■ OBJECTIVE
Pull out exactly the lines from the line containing "Generate a component" to the line containing "number; label: string;", both lines included, with pictures removed from the copy.

==== MATERIAL FOR THIS EXERCISE ====

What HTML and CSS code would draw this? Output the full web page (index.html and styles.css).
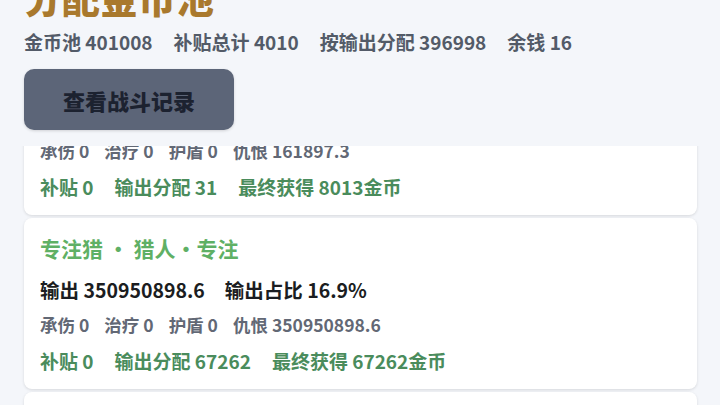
FILE: index.html
```html
<!DOCTYPE html>
<html lang="zh">
<head>
<meta charset="utf-8">
<link rel="stylesheet" href="styles.css">
</head>
<body>
<div class="page">
  <header class="head">
    <h1 class="title">分配金币池</h1>
    <div class="stats">
      <span>金币池 401008</span>
      <span>补贴总计 4010</span>
      <span>按输出分配 396998</span>
      <span>余钱 16</span>
    </div>
    <button class="btn">查看战斗记录</button>
  </header>
  <div class="viewport">
    <div class="list">
      <div class="card">
        <div class="name">火焰法 · 法师·火焰</div>
        <div class="main"><span>输出 161897.3</span><span>输出占比 0.0%</span></div>
        <div class="sub"><span>承伤 0</span><span>治疗 0</span><span>护盾 0</span><span>仇恨 161897.3</span></div>
        <div class="gain"><span>补贴 0</span><span>输出分配 31</span><span>最终获得 8013金币</span></div>
      </div>
      <div class="card">
        <div class="name">专注猎 · 猎人·专注</div>
        <div class="main"><span>输出 350950898.6</span><span>输出占比 16.9%</span></div>
        <div class="sub"><span>承伤 0</span><span>治疗 0</span><span>护盾 0</span><span>仇恨 350950898.6</span></div>
        <div class="gain"><span>补贴 0</span><span>输出分配 67262</span><span>最终获得 67262金币</span></div>
      </div>
      <div class="card">
        <div class="name">防护战 · 战士·防护</div>
        <div class="main"><span>输出 0</span><span>输出占比 0.0%</span></div>
      </div>
    </div>
  </div>
</div>
</body>
</html>
```
FILE: styles.css
```css
* { box-sizing: border-box; }
html, body { margin: 0; padding: 0; }
body {
  background: #f4f6fa;
  font-family: "Noto Sans CJK SC", "Noto Sans", sans-serif;
  width: 720px;
  height: 405px;
  overflow: hidden;
}
.page {
  display: flex;
  flex-direction: column;
  height: 405px;
}
.head {
  padding: 0 24px;
  height: 146px;
  flex: none;
}
.title {
  margin: -27px 0 0;
  font-size: 38px;
  line-height: 48px;
  font-weight: 900;
  color: #a9792d;
}
.stats {
  display: flex;
  gap: 21px;
  margin-top: 7px;
  font-size: 19px;
  line-height: 28px;
  font-weight: 700;
  color: #535b68;
}
.btn {
  display: block;
  margin-top: 13px;
  width: 210px;
  height: 61px;
  border: none;
  border-radius: 10px;
  background: #5c6578;
  color: #1c2230;
  font-family: inherit;
  font-size: 22px;
  font-weight: 900;
  box-shadow: 0 1px 3px rgba(0,0,0,0.15);
}
.viewport {
  flex: 1;
  overflow: hidden;
  padding: 0 24px;
}
.list {
  margin-top: -102px;
  display: flex;
  flex-direction: column;
  gap: 3px;
  width: 673px;
}
.card {
  background: #fff;
  border-radius: 8px;
  padding: 16px 16px 14px;
  box-shadow: 0 1px 3px rgba(0,0,0,0.12);
}
.name {
  font-size: 21px;
  line-height: 28px;
  font-weight: 700;
  color: #5fb065;
}
.main {
  display: flex;
  gap: 20px;
  margin-top: 14px;
  font-size: 19.5px;
  line-height: 28px;
  font-weight: 700;
  color: #1b1d21;
}
.sub {
  display: flex;
  gap: 15px;
  margin-top: 9px;
  font-size: 17.5px;
  line-height: 24px;
  font-weight: 600;
  color: #626875;
}
.gain {
  display: flex;
  gap: 21px;
  margin-top: 10px;
  font-size: 19px;
  line-height: 28px;
  font-weight: 700;
  color: #4a8c5c;
}
```
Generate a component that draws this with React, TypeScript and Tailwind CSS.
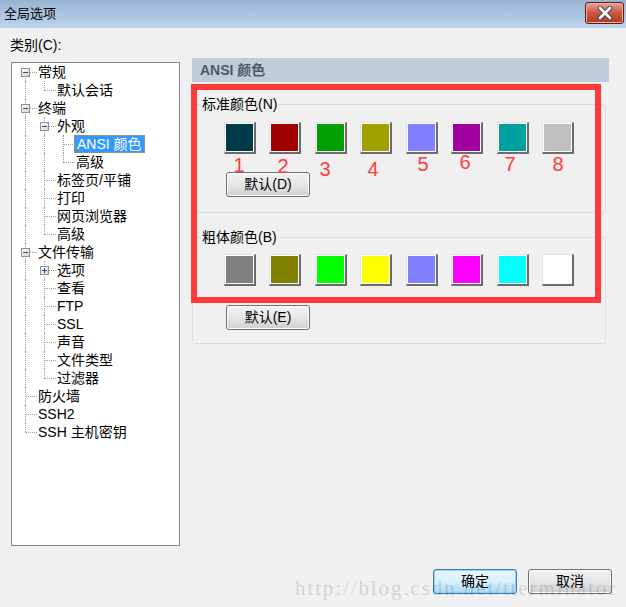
import React from "react";

type Node = { level: number; label: string; exp?: "-" | "+"; sel?: boolean };

const nodes: Node[] = [
  { level: 0, label: "常规", exp: "-" },
  { level: 1, label: "默认会话" },
  { level: 0, label: "终端", exp: "-" },
  { level: 1, label: "外观", exp: "-" },
  { level: 2, label: "ANSI 颜色", sel: true },
  { level: 2, label: "高级" },
  { level: 1, label: "标签页/平铺" },
  { level: 1, label: "打印" },
  { level: 1, label: "网页浏览器" },
  { level: 1, label: "高级" },
  { level: 0, label: "文件传输", exp: "-" },
  { level: 1, label: "选项", exp: "+" },
  { level: 1, label: "查看" },
  { level: 1, label: "FTP" },
  { level: 1, label: "SSL" },
  { level: 1, label: "声音" },
  { level: 1, label: "文件类型" },
  { level: 1, label: "过滤器" },
  { level: 0, label: "防火墙" },
  { level: 0, label: "SSH2" },
  { level: 0, label: "SSH 主机密钥" },
];

const rows = nodes.map((n, i) => {
  const hasNext = (lvl: number) => {
    for (let j = i + 1; j < nodes.length; j++) {
      if (nodes[j].level < lvl) return false;
      if (nodes[j].level === lvl) return true;
    }
    return false;
  };
  return {
    ...n,
    guides: Array.from({ length: n.level }, (_, k) => hasNext(k)),
    last: !hasNext(n.level),
    first: i === 0,
  };
});

const normal = [
  "bg-[#003b4a]",
  "bg-[#a00000]",
  "bg-[#00a000]",
  "bg-[#a0a000]",
  "bg-[#8080ff]",
  "bg-[#a000a0]",
  "bg-[#00a0a0]",
  "bg-[#c0c0c0]",
];

const bold = [
  "bg-[#808080]",
  "bg-[#808000]",
  "bg-[#00ff00]",
  "bg-[#ffff00]",
  "bg-[#8080ff]",
  "bg-[#ff00ff]",
  "bg-[#00ffff]",
  "bg-[#ffffff]",
];

// hand-drawn annotation numbers under the first row
const marks = [
  { n: "1", cls: "left-[233px] top-[154px]" },
  { n: "2", cls: "left-[277px] top-[155px]" },
  { n: "3", cls: "left-[319px] top-[158px]" },
  { n: "4", cls: "left-[367px] top-[158px]" },
  { n: "5", cls: "left-[417px] top-[153px]" },
  { n: "6", cls: "left-[459px] top-[151px]" },
  { n: "7", cls: "left-[504px] top-[153px]" },
  { n: "8", cls: "left-[552px] top-[153px]" },
];

const Expander = ({ plus }: { plus?: boolean }) => (
  <div className="absolute left-[5px] top-[5px] w-[9px] h-[9px] border border-[#919191] bg-linear-to-br from-white to-[#d2d2d2]">
    <div className="absolute left-[1px] top-[3px] w-[5px] h-[1px] bg-[#2b4a9a]" />
    {plus && <div className="absolute left-[3px] top-[1px] w-[1px] h-[5px] bg-[#2b4a9a]" />}
  </div>
);

const Tree = () => (
  <div className="h-[484px] border border-[#828790] bg-white pl-[4px]">
    {rows.map((r, i) => (
      <div key={i} className="flex h-[18px] items-center">
        {r.guides.map((g, k) => (
          <div key={k} className="relative w-[19px] h-[18px] shrink-0">
            {g && <div className="absolute left-[9px] top-0 bottom-0 border-l border-dotted border-[#a0a0a0]" />}
          </div>
        ))}
        <div className="relative w-[19px] h-[18px] shrink-0">
          <div
            className={
              r.first
                ? "absolute left-[9px] top-[9px] bottom-0 border-l border-dotted border-[#a0a0a0]"
                : r.last
                ? "absolute left-[9px] top-0 h-[9px] border-l border-dotted border-[#a0a0a0]"
                : "absolute left-[9px] top-0 bottom-0 border-l border-dotted border-[#a0a0a0]"
            }
          />
          <div className="absolute left-[9px] right-[-2px] top-[9px] border-t border-dotted border-[#a0a0a0]" />
          {r.exp && <Expander plus={r.exp === "+"} />}
        </div>
        <span
          className={
            r.sel
              ? "ml-[1px] px-[2px] h-[18px] leading-[16px] border border-dotted border-[#e08a00] bg-[#3399ff] text-white whitespace-nowrap"
              : "ml-[1px] px-[2px] h-[18px] leading-[18px] text-black whitespace-nowrap"
          }
        >
          {r.label}
        </span>
      </div>
    ))}
  </div>
);

const Swatch = ({ color }: { color: string }) => (
  <div className="w-[32px] h-[32px] border-t border-l border-t-[#e4e4e4] border-l-[#e4e4e4] border-r-2 border-b-2 border-r-[#6b6b6b] border-b-[#6b6b6b] bg-white p-[1px]">
    <div className={`w-full h-full ${color}`} />
  </div>
);

const Button = ({ children, primary }: { children: React.ReactNode; primary?: boolean }) => (
  <button
    className={
      primary
        ? "w-[84px] h-[25px] rounded-[3px] border border-[#3c7fb1] bg-linear-to-b from-[#eaf6fd] via-[#d9f0fc] to-[#a7d9f5] text-[14px] text-black shadow-[inset_0_0_0_1px_#8fd3f7]"
        : "w-[84px] h-[25px] rounded-[3px] border border-[#707070] bg-linear-to-b from-[#f2f2f2] via-[#e6e6e6] to-[#cfcfcf] text-[14px] text-black shadow-[inset_0_0_0_1px_#fcfcfc]"
    }
  >
    {children}
  </button>
);

const Group = ({
  title,
  colors,
  btn,
  cls,
}: {
  title: React.ReactNode;
  colors: string[];
  btn: React.ReactNode;
  cls: string;
}) => (
  <fieldset className={`w-[414px] border border-[#d5dfe5] rounded-[3px] ${cls}`}>
    <legend className="ml-[8px] px-[1px] h-[18px] leading-[18px] text-[14px] text-black">{title}</legend>
    <div className="pl-[31px]">
      <div className="flex justify-between w-[350px]">
        {colors.map((c, i) => (
          <Swatch key={i} color={c} />
        ))}
      </div>
      {btn}
    </div>
  </fieldset>
);

export default function App() {
  return (
    <div className="relative w-[626px] h-[607px] overflow-hidden bg-[#f0f0f0] font-['Liberation_Sans','Noto_Sans_CJK_SC',sans-serif] text-[14px] text-black">
      {/* Title bar */}
      <div className="h-[28px] flex items-center justify-between bg-linear-to-b from-[#98b3d2] to-[#bcd3ec] pl-[4px] pr-[2px]">
        <span className="text-[13px] text-black">全局选项</span>
        <div className="w-[39px] h-[22px] mb-[3px] rounded-[3px] border border-[#5a1c14] bg-linear-to-b from-[#e6a497] via-[#c9563f] to-[#b2391f] flex items-center justify-center shadow-[inset_0_0_0_1px_#f0b0a4]">
          <svg width="16" height="14" viewBox="0 0 16 14">
            <path d="M3 2 L13 12 M13 2 L3 12" stroke="#4b4b58" strokeWidth="4.6" strokeLinecap="round" />
            <path d="M3 2 L13 12 M13 2 L3 12" stroke="#ffffff" strokeWidth="2.6" strokeLinecap="round" />
          </svg>
        </div>
      </div>

      <div className="flex h-[518px]">
        {/* Left: categories */}
        <div className="ml-[11px] w-[169px]">
          <div className="h-[34px] flex items-center text-[14px] -ml-[1px]">类别(C):</div>
          <Tree />
        </div>

        {/* Right: ANSI colours */}
        <div className="ml-[12px] w-[417px] pt-[30px]">
          <div className="h-[24px] bg-[#bfcddb] flex items-center pl-[8px] text-[14px] font-bold text-[#4a5868]">
            ANSI 颜色
          </div>
          <Group
            title={<>标准颜色(N)</>}
            colors={normal}
            cls="mt-[13px] pt-[9px] pb-[15px]"
            btn={
              <div className="mt-[18px] pl-[2px]">
                <Button>默认(D)</Button>
              </div>
            }
          />
          <Group
            title={<>粗体颜色(B)</>}
            colors={bold}
            cls="mt-[15px] pt-[8px] pb-[13px]"
            btn={
              <div className="mt-[19px] pl-[2px]">
                <Button>默认(E)</Button>
              </div>
            }
          />
        </div>
      </div>

      {/* Bottom buttons */}
      <div className="mt-[23px] flex justify-end gap-[11px] pr-[14px]">
        <Button primary>确定</Button>
        <Button>取消</Button>
      </div>

      {/* Red annotation frame */}
      <div className="absolute left-[191px] top-[84px] w-[410px] h-[219px] border-[6px] border-[#ff3a3a] pointer-events-none" />
      {marks.map((m) => (
        <span
          key={m.n}
          className={`absolute ${m.cls} w-[12px] text-center text-[20px] leading-[22px] text-[#ff3a3a] pointer-events-none`}
        >
          {m.n}
        </span>
      ))}

      {/* Watermark */}
      <div className="absolute left-[295px] top-[575px] font-['Liberation_Serif',serif] text-[21px] leading-[26px] tracking-[1.9px] text-black/15 pointer-events-none whitespace-nowrap">
        http://blog.csdn.net/tterminator
      </div>
    </div>
  );
}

====

■ EXERCISE RESPONSE
Generate a component that draws this with React, TypeScript and Tailwind CSS.
import React from "react";

type Node = { level: number; label: string; exp?: "-" | "+"; sel?: boolean };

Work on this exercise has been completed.